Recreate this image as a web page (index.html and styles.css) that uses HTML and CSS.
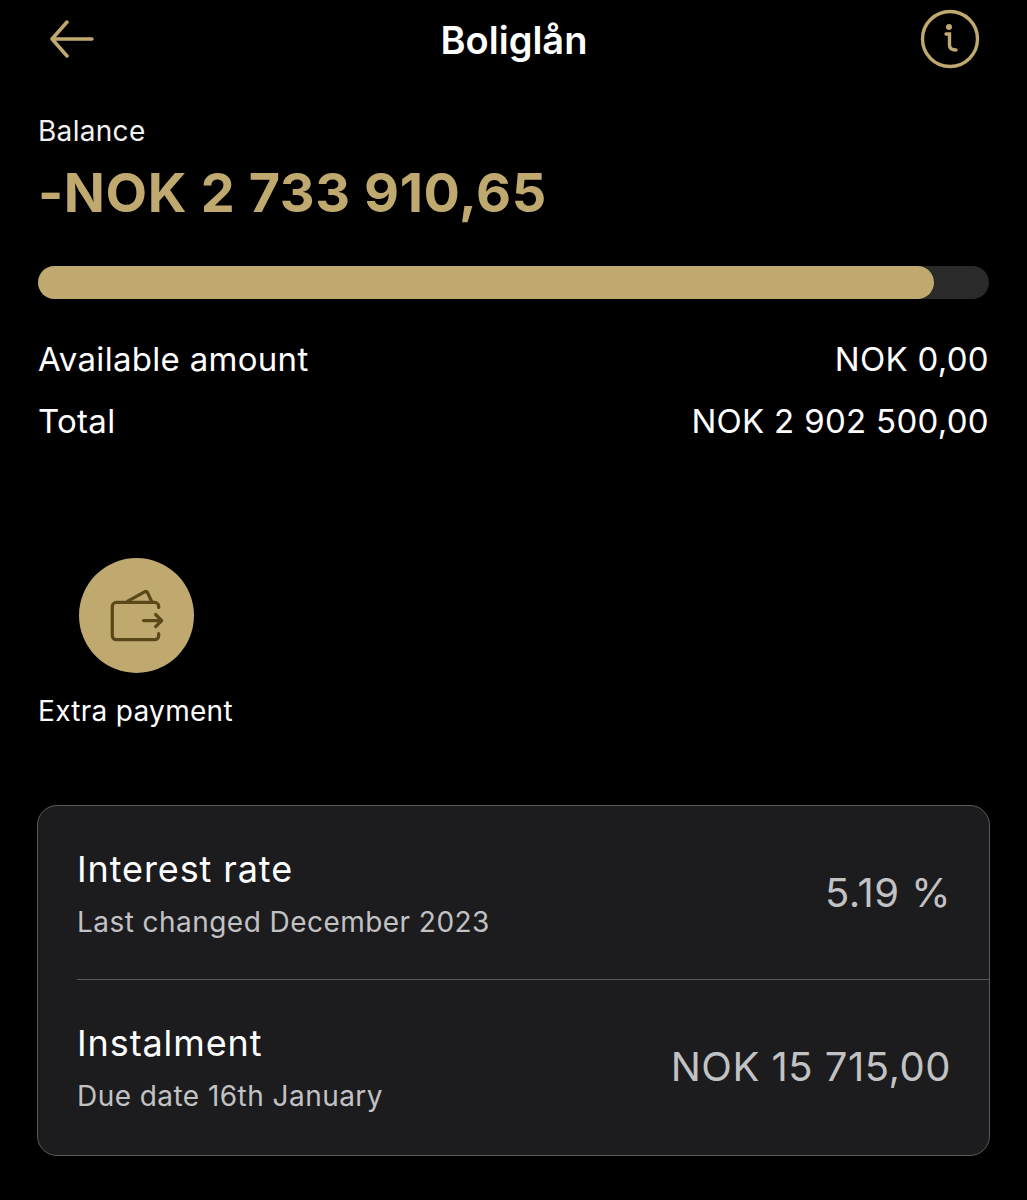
FILE: index.html
```html
<!DOCTYPE html>
<html lang="en">
<head>
    <meta charset="UTF-8">
    <meta name="viewport" content="width=device-width, initial-scale=1.0">
    <title>Boliglån</title>
    <link rel="stylesheet" href="styles.css">
</head>
<body>
    <div class="header">
        <svg class="back" width="44" height="38" viewBox="0 0 44 38" fill="none" stroke="#bfa96f" stroke-width="3.5" stroke-linecap="round" stroke-linejoin="round">
            <path d="M42 19H2M17 2L2 19L17 36"/>
        </svg>
        <h1>Boliglån</h1>
        <svg class="info" width="60" height="60" viewBox="0 0 60 60" fill="none" stroke="#bfa96f" stroke-width="3.4" stroke-linecap="round">
            <circle cx="30" cy="30" r="27.5"/>
            <path d="M26 25H29.5V36Q29.5 41 36 41"/>
            <circle cx="29" cy="18" r="3" fill="#bfa96f" stroke="none"/>
        </svg>
    </div>

    <div class="balance">
        <div class="balance-label">Balance</div>
        <div class="balance-value">-NOK 2 733 910,65</div>
    </div>

    <div class="bar"><div class="bar-fill" style="width: 94.2%"></div></div>

    <div class="rows">
        <div class="row"><span>Available amount</span><span>NOK 0,00</span></div>
        <div class="row"><span>Total</span><span>NOK 2 902 500,00</span></div>
    </div>

    <div class="action">
        <div class="action-circle">
            <svg width="115" height="115" viewBox="0 0 114 114" fill="none" stroke="#5a4819" stroke-width="3.2" stroke-linecap="round" stroke-linejoin="round">
                <path d="M79 49V48A4 4 0 0 0 75 44H37A4 4 0 0 0 33 48V77A4 4 0 0 0 37 81H75A4 4 0 0 0 79 77V75"/>
                <path d="M48 43L65 33.5Q67 32.5 68 34.5L72 43"/>
                <path d="M64 62H82M76 56L82 62L76 68"/>
            </svg>
        </div>
        <div class="action-label">Extra payment</div>
    </div>

    <div class="card">
        <div class="card-row">
            <div>
                <div class="card-title">Interest rate</div>
                <div class="card-sub">Last changed December 2023</div>
            </div>
            <div class="card-value">5.19 %</div>
        </div>
        <div class="card-line"></div>
        <div class="card-row">
            <div>
                <div class="card-title">Instalment</div>
                <div class="card-sub">Due date 16th January</div>
            </div>
            <div class="card-value">NOK 15 715,00</div>
        </div>
    </div>
</body>
</html>
```

FILE: styles.css
```css
body {
    margin: 0;
    padding: 0 38px 44px;
    background-color: #000;
    color: #fff;
    font-family: Inter, "Open Sans", sans-serif;
}

.header {
    display: flex;
    justify-content: space-between;
    align-items: center;
    height: 78px;
    padding: 0 9px 0 12px;
}

.header h1 {
    margin: 0;
    padding: 2px 0 0 14px;
    font-size: 38px;
    line-height: 80px;
    font-weight: 600;
    flex: 1;
    text-align: center;
}

.balance {
    margin-top: 36px;
}

.balance-label {
    font-size: 28px;
    line-height: 34px;
    letter-spacing: 0.3px;
    color: #f2f2f2;
}

.balance-value {
    margin-top: 12px;
    font-size: 54px;
    line-height: 66px;
    font-weight: 700;
    letter-spacing: 0.6px;
    color: #bfa96f;
}

.bar {
    margin-top: 40px;
    height: 33px;
    border-radius: 17px;
    background-color: #2a2a2a;
}

.bar-fill {
    height: 100%;
    border-radius: 17px;
    background-color: #bfa96f;
}

.rows {
    margin-top: 29px;
}

.row {
    display: flex;
    justify-content: space-between;
    font-size: 33px;
    line-height: 62px;
    height: 62px;
    letter-spacing: 0.3px;
}

.action {
    margin-top: 106px;
}

.action-circle {
    width: 115px;
    height: 115px;
    margin-left: 41px;
    border-radius: 50%;
    background-color: #bfa96f;
}

.action-circle svg {
    display: block;
}

.action-label {
    margin-top: 20px;
    font-size: 28px;
    line-height: 36px;
    letter-spacing: 0.3px;
}

.card {
    margin: 76px -1px 0;
    height: 351px;
    box-sizing: border-box;
    border: 1px solid #5a5a5c;
    border-radius: 20px;
    background-color: #1c1c1e;
    padding-left: 39px;
}

.card-row {
    display: flex;
    justify-content: space-between;
    align-items: center;
    height: 173px;
    padding-right: 38px;
}

.card-title {
    font-size: 36px;
    line-height: 44px;
    letter-spacing: 0.9px;
}

.card-sub {
    margin-top: 14px;
    font-size: 28px;
    line-height: 34px;
    letter-spacing: 0.45px;
    color: #c2c2c4;
}

.card-value {
    margin-top: -1px;
    font-size: 40px;
    letter-spacing: 0.5px;
    color: #c2c2c4;
}

.card-line {
    height: 1px;
    background-color: #58585a;
}
```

════════════════

Do not include the images; transcribe the rest of the listing exactly.

# PROBLEM SOLUTION
Recreate this image as a web page (index.html and styles.css) that uses HTML and CSS.
FILE: index.html
```html
<!DOCTYPE html>
<html lang="en">
<head>
    <meta charset="UTF-8">
    <meta name="viewport" content="width=device-width, initial-scale=1.0">
    <title>Boliglån</title>
    <link rel="stylesheet" href="styles.css">
</head>
<body>
    <div class="header">
        <svg class="back" width="44" height="38" viewBox="0 0 44 38" fill="none" stroke="#bfa96f" stroke-width="3.5" stroke-linecap="round" stroke-linejoin="round">
            <path d="M42 19H2M17 2L2 19L17 36"/>
        </svg>
        <h1>Boliglån</h1>
        <svg class="info" width="60" height="60" viewBox="0 0 60 60" fill="none" stroke="#bfa96f" stroke-width="3.4" stroke-linecap="round">
            <circle cx="30" cy="30" r="27.5"/>
            <path d="M26 25H29.5V36Q29.5 41 36 41"/>
            <circle cx="29" cy="18" r="3" fill="#bfa96f" stroke="none"/>
        </svg>
    </div>

    <div class="balance">
        <div class="balance-label">Balance</div>
        <div class="balance-value">-NOK 2 733 910,65</div>
    </div>

    <div class="bar"><div class="bar-fill" style="width: 94.2%"></div></div>

    <div class="rows">
        <div class="row"><span>Available amount</span><span>NOK 0,00</span></div>
        <div class="row"><span>Total</span><span>NOK 2 902 500,00</span></div>
    </div>

    <div class="action">
        <div class="action-circle">
            <svg width="115" height="115" viewBox="0 0 114 114" fill="none" stroke="#5a4819" stroke-width="3.2" stroke-linecap="round" stroke-linejoin="round">
                <path d="M79 49V48A4 4 0 0 0 75 44H37A4 4 0 0 0 33 48V77A4 4 0 0 0 37 81H75A4 4 0 0 0 79 77V75"/>
                <path d="M48 43L65 33.5Q67 32.5 68 34.5L72 43"/>
                <path d="M64 62H82M76 56L82 62L76 68"/>
            </svg>
        </div>
        <div class="action-label">Extra payment</div>
    </div>

    <div class="card">
        <div class="card-row">
            <div>
                <div class="card-title">Interest rate</div>
                <div class="card-sub">Last changed December 2023</div>
            </div>
            <div class="card-value">5.19 %</div>
        </div>
        <div class="card-line"></div>
        <div class="card-row">
            <div>
                <div class="card-title">Instalment</div>
                <div class="card-sub">Due date 16th January</div>
            </div>
            <div class="card-value">NOK 15 715,00</div>
        </div>
    </div>
</body>
</html>
```

FILE: styles.css
```css
body {
    margin: 0;
    padding: 0 38px 44px;
    background-color: #000;
    color: #fff;
    font-family: Inter, "Open Sans", sans-serif;
}

.header {
    display: flex;
    justify-content: space-between;
    align-items: center;
    height: 78px;
    padding: 0 9px 0 12px;
}

.header h1 {
    margin: 0;
    padding: 2px 0 0 14px;
    font-size: 38px;
    line-height: 80px;
    font-weight: 600;
    flex: 1;
    text-align: center;
}

.balance {
    margin-top: 36px;
}

.balance-label {
    font-size: 28px;
    line-height: 34px;
    letter-spacing: 0.3px;
    color: #f2f2f2;
}

.balance-value {
    margin-top: 12px;
    font-size: 54px;
    line-height: 66px;
    font-weight: 700;
    letter-spacing: 0.6px;
    color: #bfa96f;
}

.bar {
    margin-top: 40px;
    height: 33px;
    border-radius: 17px;
    background-color: #2a2a2a;
}

.bar-fill {
    height: 100%;
    border-radius: 17px;
    background-color: #bfa96f;
}

.rows {
    margin-top: 29px;
}

.row {
    display: flex;
    justify-content: space-between;
    font-size: 33px;
    line-height: 62px;
    height: 62px;
    letter-spacing: 0.3px;
}

.action {
    margin-top: 106px;
}

.action-circle {
    width: 115px;
    height: 115px;
    margin-left: 41px;
    border-radius: 50%;
    background-color: #bfa96f;
}

.action-circle svg {
    display: block;
}

.action-label {
    margin-top: 20px;
    font-size: 28px;
    line-height: 36px;
    letter-spacing: 0.3px;
}

.card {
    margin: 76px -1px 0;
    height: 351px;
    box-sizing: border-box;
    border: 1px solid #5a5a5c;
    border-radius: 20px;
    background-color: #1c1c1e;
    padding-left: 39px;
}

.card-row {
    display: flex;
    justify-content: space-between;
    align-items: center;
    height: 173px;
    padding-right: 38px;
}

.card-title {
    font-size: 36px;
    line-height: 44px;
    letter-spacing: 0.9px;
}

.card-sub {
    margin-top: 14px;
    font-size: 28px;
    line-height: 34px;
    letter-spacing: 0.45px;
    color: #c2c2c4;
}

.card-value {
    margin-top: -1px;
    font-size: 40px;
    letter-spacing: 0.5px;
    color: #c2c2c4;
}

.card-line {
    height: 1px;
    background-color: #58585a;
}
```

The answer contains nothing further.